Быть может, если бы Соловьев более внимательно присмотрелся к поискам и неудачам "философии откровения" Шеллинга и заметил, что, в конце концов, Шеллинг вынужден был в понимании Абсолюта перейти от принципа обусловленности бытия сущим к постановке под вопрос самого сущего, к необходимости предпослать сущему бытие ("непредмысленное бытие"), то, возможно, итогом его "философии всеединства" стало бы такое "говорение" об Абсолюте, которое действительно обозначило бы новые горизонты метафизики. Но Соловьев прошел мимо этого принципиального "поворота". Поэтому окончательный итог критики "отвлеченных начал" мы находим у других представителей русской и западной философии. Очень ясно и лаконично главное требование к этой критике (и главный недостаток предшествующих попыток) высказал М. Хайдеггер. "Каким бы образом, - пишет он, - ни брались истолковывать сущее, или как дух в смысле спиритуализма, или как материю и силу в смысле материализма, или как становление и жизнь, или как представление, или как волю, или как субстанцию, или как субъект, или как энергию, или как вечное возвращение того же, всякий раз сущее как сущее является в свете бытия. Повсюду, когда метафизика представляет сущее, бытие уже высветилось. Бытие в некой непотаенности (Alhqeia) пришло. Приносит ли бытие, как оно с собой приносит такую непотаенность, открывает ли, как оно открывает себя в метафизике и в качестве метафизики, остается скрытым. Бытие в своем высвечивающемся существе, т. е. в своей истине не продумывается" .

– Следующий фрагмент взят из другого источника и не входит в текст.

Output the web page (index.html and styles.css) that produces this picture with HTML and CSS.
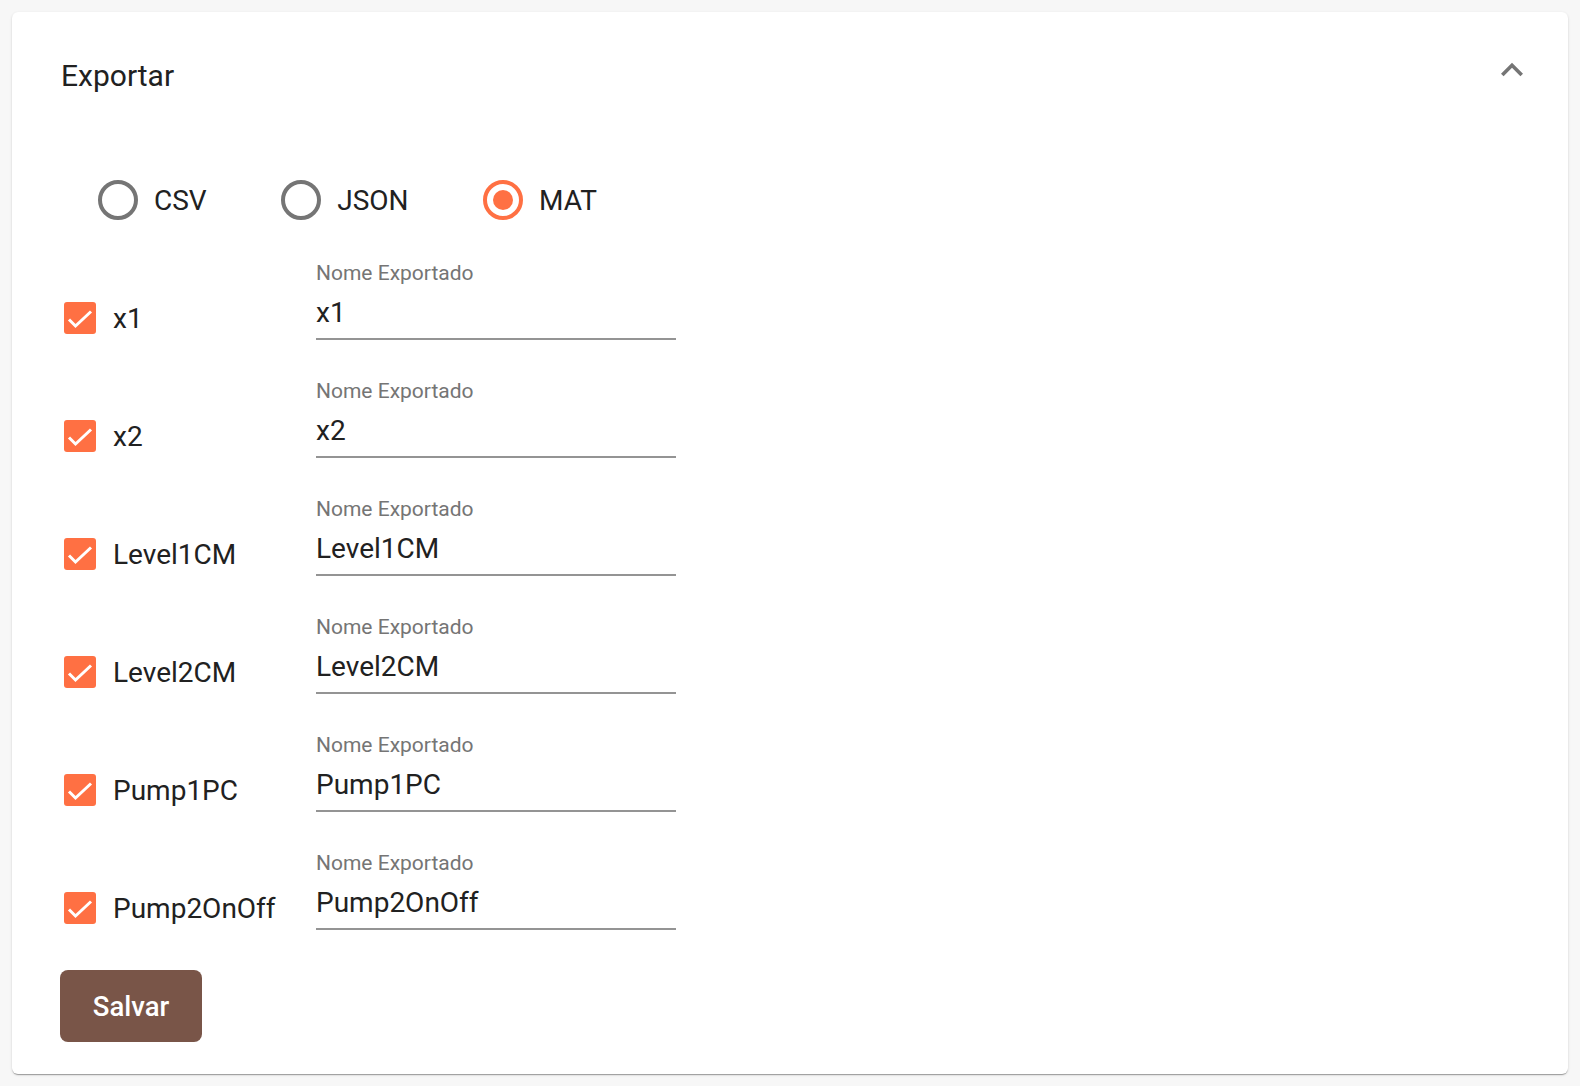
FILE: index.html
```html
<!DOCTYPE html>
<html lang="pt">
<head>
<meta charset="utf-8">
<title>Exportar</title>
<link rel="stylesheet" href="styles.css">
</head>
<body>
<section class="card">
  <header class="card-header">
    <h2 class="title">Exportar</h2>
    <svg class="chevron" viewBox="0 0 24 24" aria-hidden="true"><path d="M12 8l-6 6 1.41 1.41L12 10.83l4.59 4.58L18 14z"/></svg>
  </header>

  <div class="radio-group">
    <label class="radio"><span class="radio-icon"></span><span class="radio-text">CSV</span></label>
    <label class="radio"><span class="radio-icon"></span><span class="radio-text">JSON</span></label>
    <label class="radio checked"><span class="radio-icon"><span class="radio-dot"></span></span><span class="radio-text">MAT</span></label>
  </div>

  <div class="rows">
    <div class="row">
      <div class="check-cell"><span class="checkbox"><svg viewBox="0 0 32 32"><polyline points="5,17.5 11.5,24 27,9.5"/></svg></span><span class="check-label">x1</span></div>
      <div class="field"><span class="field-label">Nome Exportado</span><span class="field-input">x1</span></div>
    </div>
    <div class="row">
      <div class="check-cell"><span class="checkbox"><svg viewBox="0 0 32 32"><polyline points="5,17.5 11.5,24 27,9.5"/></svg></span><span class="check-label">x2</span></div>
      <div class="field"><span class="field-label">Nome Exportado</span><span class="field-input">x2</span></div>
    </div>
    <div class="row">
      <div class="check-cell"><span class="checkbox"><svg viewBox="0 0 32 32"><polyline points="5,17.5 11.5,24 27,9.5"/></svg></span><span class="check-label">Level1CM</span></div>
      <div class="field"><span class="field-label">Nome Exportado</span><span class="field-input">Level1CM</span></div>
    </div>
    <div class="row">
      <div class="check-cell"><span class="checkbox"><svg viewBox="0 0 32 32"><polyline points="5,17.5 11.5,24 27,9.5"/></svg></span><span class="check-label">Level2CM</span></div>
      <div class="field"><span class="field-label">Nome Exportado</span><span class="field-input">Level2CM</span></div>
    </div>
    <div class="row">
      <div class="check-cell"><span class="checkbox"><svg viewBox="0 0 32 32"><polyline points="5,17.5 11.5,24 27,9.5"/></svg></span><span class="check-label">Pump1PC</span></div>
      <div class="field"><span class="field-label">Nome Exportado</span><span class="field-input">Pump1PC</span></div>
    </div>
    <div class="row">
      <div class="check-cell"><span class="checkbox"><svg viewBox="0 0 32 32"><polyline points="5,17.5 11.5,24 27,9.5"/></svg></span><span class="check-label">Pump2OnOff</span></div>
      <div class="field"><span class="field-label">Nome Exportado</span><span class="field-input">Pump2OnOff</span></div>
    </div>
  </div>

  <button class="btn-save" type="button">Salvar</button>
</section>
</body>
</html>
```

FILE: styles.css
```css
* { box-sizing: border-box; }

html, body {
  margin: 0;
  background: #f7f7f7;
}

body {
  padding: 12px;
  font-family: Roboto, "Liberation Sans", Arial, sans-serif;
  color: #212121;
}

.card {
  background: #fff;
  border-radius: 6px;
  box-shadow: 0 2px 1px -1px rgba(0,0,0,0.2), 0 1px 1px 0 rgba(0,0,0,0.14), 0 1px 3px 0 rgba(0,0,0,0.12);
  padding: 0 34px 32px 48px;
  min-height: 1062px;
}

.card-header {
  display: flex;
  justify-content: space-between;
  align-items: flex-start;
  height: 128px;
  padding-top: 36px;
  padding-left: 1px;
}

.title {
  margin: 10px 0 0;
  font-size: 30px;
  font-weight: 400;
  line-height: 1.2;
  color: #212121;
}

.chevron {
  width: 44px;
  height: 44px;
  fill: #757575;
}

.radio-group {
  display: flex;
  align-items: center;
  margin-top: 40px;
  padding-left: 38px;
  height: 40px;
}

.radio {
  display: flex;
  align-items: center;
  margin-right: 74.5px;
}

.radio-icon {
  width: 40px;
  height: 40px;
  border: 4px solid #757575;
  border-radius: 50%;
  display: flex;
  align-items: center;
  justify-content: center;
}

.radio.checked .radio-icon { border-color: #ff7043; }

.radio-dot {
  width: 20px;
  height: 20px;
  border-radius: 50%;
  background: #ff7043;
}

.radio-text {
  margin-left: 16px;
  margin-top: 2px;
  font-size: 28px;
  line-height: 40px;
}

.rows {
  margin-top: 41px;
  display: flex;
  flex-direction: column;
  gap: 39px;
}

.row {
  display: flex;
  align-items: flex-end;
}

.check-cell {
  width: 256px;
  display: flex;
  align-items: center;
  margin-bottom: 4px;
  padding-left: 4px;
}

.checkbox {
  width: 32px;
  height: 32px;
  border-radius: 3px;
  background: #ff7043;
  display: flex;
}

.checkbox svg {
  width: 32px;
  height: 32px;
  fill: none;
  stroke: #fff;
  stroke-width: 3;
}

.check-label {
  margin-left: 17px;
  margin-top: 2px;
  font-size: 28px;
  line-height: 34px;
}

.field {
  width: 360px;
  display: flex;
  flex-direction: column;
  border-bottom: 2px solid #949494;
}

.field-label {
  font-size: 21px;
  line-height: 24px;
  color: #757575;
  margin-bottom: 11px;
}

.field-input {
  font-size: 28px;
  line-height: 34px;
  padding-bottom: 8px;
  color: #212121;
}

.btn-save {
  margin-top: 40px;
  width: 142px;
  height: 72px;
  border: none;
  border-radius: 8px;
  background: #795548;
  color: #fff;
  font-family: Roboto, "Liberation Sans", Arial, sans-serif;
  font-size: 27.5px;
  font-weight: 500;
  padding: 0;
  display: block;
}
```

Увы, это обвинение, которое Хайдеггер предъявляет всей традиционной метафизике, целиком применимо и к Соловьеву. Только в самых последних своих работах он намечает возможность для нового пути; и неизвестно, смог ли бы он достаточно далеко пойти по нему, если бы смерть не прервала его творчество в самом расцвете. Лишь у последующих русских философов это направление получило дальнейшее развитие, конечно же, под определяющим влиянием философских поисков Соловьева.